As the infrastructure bill that brought a great deal of attention to Washington D.C. on the regulatory oversight of crypto, the 117th Congress now has seen 18 bills that have been introduced that directly impact cryptocurrencies, blockchain technology, or central bank digital currencies.
Last Congress, the main focus was around the introduction of Facebook’s new Libra project – renamed Diem – with an intense focus on the potential impact of stablecoins. Back in 2019, the Blockchain Association did an outstanding effort on the Hill with helping to differentiate between Bitcoin and other more centralized cryptocurrencies.

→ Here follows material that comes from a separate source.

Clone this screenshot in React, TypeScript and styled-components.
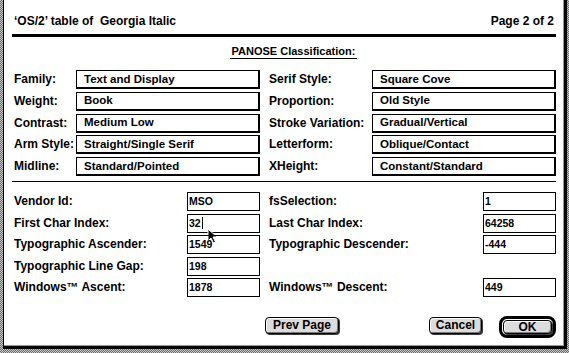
import React from "react";
import styled, { createGlobalStyle } from "styled-components";

const Global = createGlobalStyle`
  html, body { margin: 0; padding: 0; }
  body { background: #9a9a9a; font-family: "Liberation Sans", Arial, sans-serif; }
`;

const Screen = styled.div`
  width: 569px;
  height: 353px;
  overflow: hidden;
  box-sizing: border-box;
  padding-left: 3px;
  background: repeating-conic-gradient(#6a6a6a 0 25%, #c8c8c8 0 50%) 0 0 / 2px 2px;
`;

const Dialog = styled.div`
  width: 564px;
  height: 349px;
  box-sizing: border-box;
  background: #fff;
  border-left: 1px solid #000;
  border-right: 3px solid #000;
  border-bottom: 3px solid #000;
  box-shadow: inset -1px -1px 0 #9a9a9a;
  padding: 0 8px;
  display: flex;
  flex-direction: column;
  color: #000;
  font: bold 12px/13px "Liberation Sans", Arial, sans-serif;
`;

const Header = styled.div`
  height: 34px;
  box-sizing: border-box;
  display: flex;
  justify-content: space-between;
  align-items: flex-end;
  padding: 0 2px 6px;
  white-space: pre;
`;

const ThickRule = styled.div`
  height: 3px;
  background: #000;
`;

const ThinRule = styled.div`
  height: 1px;
  margin-top: 5px;
  background: #000;
`;

const SectionTitle = styled.div`
  margin-top: 8px;
  display: flex;
  justify-content: center;
  padding-left: 19px;
  font-size: 11px;
`;

const Underlined = styled.span`
  display: inline-block;
  padding: 0 2px;
  border-bottom: 1px solid #000;
`;

const PanoseGrid = styled.div`
  margin-top: 11px;
  display: grid;
  grid-template-columns: 64px 184px 112px 184px;
  grid-auto-rows: 19px;
  row-gap: 2.75px;
`;

const FieldGrid = styled.div`
  margin-top: 10px;
  display: grid;
  grid-template-columns: 175px 73px 223px 73px;
  grid-auto-rows: 19px;
  row-gap: 2.5px;
`;

const Label = styled.div<{ $right?: boolean }>`
  display: flex;
  align-items: center;
  padding-left: ${(p) => (p.$right ? "9px" : "2px")};
  white-space: nowrap;
`;

const PanoseBox = styled.div`
  box-sizing: border-box;
  display: flex;
  align-items: center;
  padding-left: 7px;
  border-top: 1px solid #000;
  border-left: 1px solid #000;
  border-right: 2px solid #000;
  border-bottom: 2px solid #000;
  white-space: nowrap;
  font-size: 11.5px;
`;

const EditBox = styled.div`
  position: relative;
  box-sizing: border-box;
  display: flex;
  align-items: center;
  padding-left: 1px;
  border: 1px solid #000;
  font-size: 10.5px;
`;

const Caret = styled.span`
  display: inline-block;
  width: 1px;
  height: 12px;
  margin-left: 1px;
  background: #000;
`;

const Pointer = styled.svg`
  position: absolute;
  left: 19px;
  top: 13px;
  width: 11px;
  height: 16px;
`;

const ButtonRow = styled.div`
  margin-top: 19px;
  display: flex;
  align-items: flex-start;
  padding-left: 253px;
`;

const Button = styled.div<{ $w: number; $h?: number }>`
  box-sizing: border-box;
  width: ${(p) => p.$w}px;
  height: ${(p) => p.$h ?? 17}px;
  margin-top: ${(p) => (p.$h ? 0 : 1)}px;
  display: flex;
  align-items: center;
  justify-content: center;
  border: 1px solid #000;
  border-radius: 4px;
  background: #dcdcdc;
  box-shadow: inset 1px 1px 0 #fff, inset -1px -1px 0 #7a7a7a, 1px 1px 0 #3a3a3a;
  font-size: 12px;
`;

const Spacer = styled.div`
  flex: 1;
`;

const DefaultRing = styled.div`
  margin-left: 17px;
  padding: 1px;
  border: 3px solid #000;
  border-radius: 8px;
`;

const panose: [string, string, string, string][] = [
  ["Family:", "Text and Display", "Serif Style:", "Square Cove"],
  ["Weight:", "Book", "Proportion:", "Old Style"],
  ["Contrast:", "Medium Low", "Stroke Variation:", "Gradual/Vertical"],
  ["Arm Style:", "Straight/Single Serif", "Letterform:", "Oblique/Contact"],
  ["Midline:", "Standard/Pointed", "XHeight:", "Constant/Standard"],
];

const fields: [string, string, string | null, string | null][] = [
  ["Vendor Id:", "MSO", "fsSelection:", "1"],
  ["First Char Index:", "32", "Last Char Index:", "64258"],
  ["Typographic Ascender:", "1549", "Typographic Descender:", "-444"],
  ["Typographic Line Gap:", "198", null, null],
  ["Windows\u2122 Ascent:", "1878", "Windows\u2122 Descent:", "449"],
];

export default function App() {
  return (
    <>
      <Global />
      <Screen>
        <Dialog>
          <Header>
            <span>{"\u2018OS/2\u2019 table of  Georgia Italic"}</span>
            <span>Page 2 of 2</span>
          </Header>
          <ThickRule />
          <SectionTitle>
            <Underlined>PANOSE Classification:</Underlined>
          </SectionTitle>
          <PanoseGrid>
            {panose.map(([l1, v1, l2, v2]) => (
              <React.Fragment key={l1}>
                <Label>{l1}</Label>
                <PanoseBox>{v1}</PanoseBox>
                <Label $right>{l2}</Label>
                <PanoseBox>{v2}</PanoseBox>
              </React.Fragment>
            ))}
          </PanoseGrid>
          <ThinRule />
          <FieldGrid>
            {fields.map(([l1, v1, l2, v2]) => (
              <React.Fragment key={l1}>
                <Label>{l1}</Label>
                <EditBox>
                  {v1}
                  {v1 === "32" && (
                    <>
                      <Caret />
                      <Pointer viewBox="0 0 11 16">
                        <path
                          d="M1 1 L1 13 L4 10 L6.5 15 L8.5 14 L6 9 L10 9 Z"
                          fill="#000"
                          stroke="#fff"
                          strokeWidth="1"
                          strokeLinejoin="miter"
                        />
                      </Pointer>
                    </>
                  )}
                </EditBox>
                {l2 ? <Label $right>{l2}</Label> : <div />}
                {v2 ? <EditBox>{v2}</EditBox> : <div />}
              </React.Fragment>
            ))}
          </FieldGrid>
          <ButtonRow>
            <Button $w={74}>Prev Page</Button>
            <Spacer />
            <Button $w={53}>Cancel</Button>
            <DefaultRing>
              <Button $w={49} $h={14}>OK</Button>
            </DefaultRing>
          </ButtonRow>
        </Dialog>
      </Screen>
    </>
  );
}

Additionally, the birth of a digital dollar or central bank digital currency (CBDC) made a splash in the crypto community, while Coin Center, the leading think tank in Washington D.C. on policy matters related to cryptocurrency, presented the dangers of losing privacy in moving forward with a U.S. digital dollar.
This article seeks to lay out for those newly interested in crypto regulation what some of the legislation is about that has been introduced. The sections will be divided into bills that cover bills that aim at providing regulatory clarity for crypto, the technology underlying bitcoin called blockchain, and consideration of a U.S. CBDC.
U.S. Policy On Crypto And Providing Regulatory Clarity
Congressman Tom Emmer (R-MN) has introduced three bills already, including the Blockchain Regulatory Certainty Act that would provide a safe harbor from licensing and registration for certain non-controlling blockchain developers and providers of blockchain services. The idea would be to prevent blockchain platforms with no direct control over tokens from needing to register as money transmitters.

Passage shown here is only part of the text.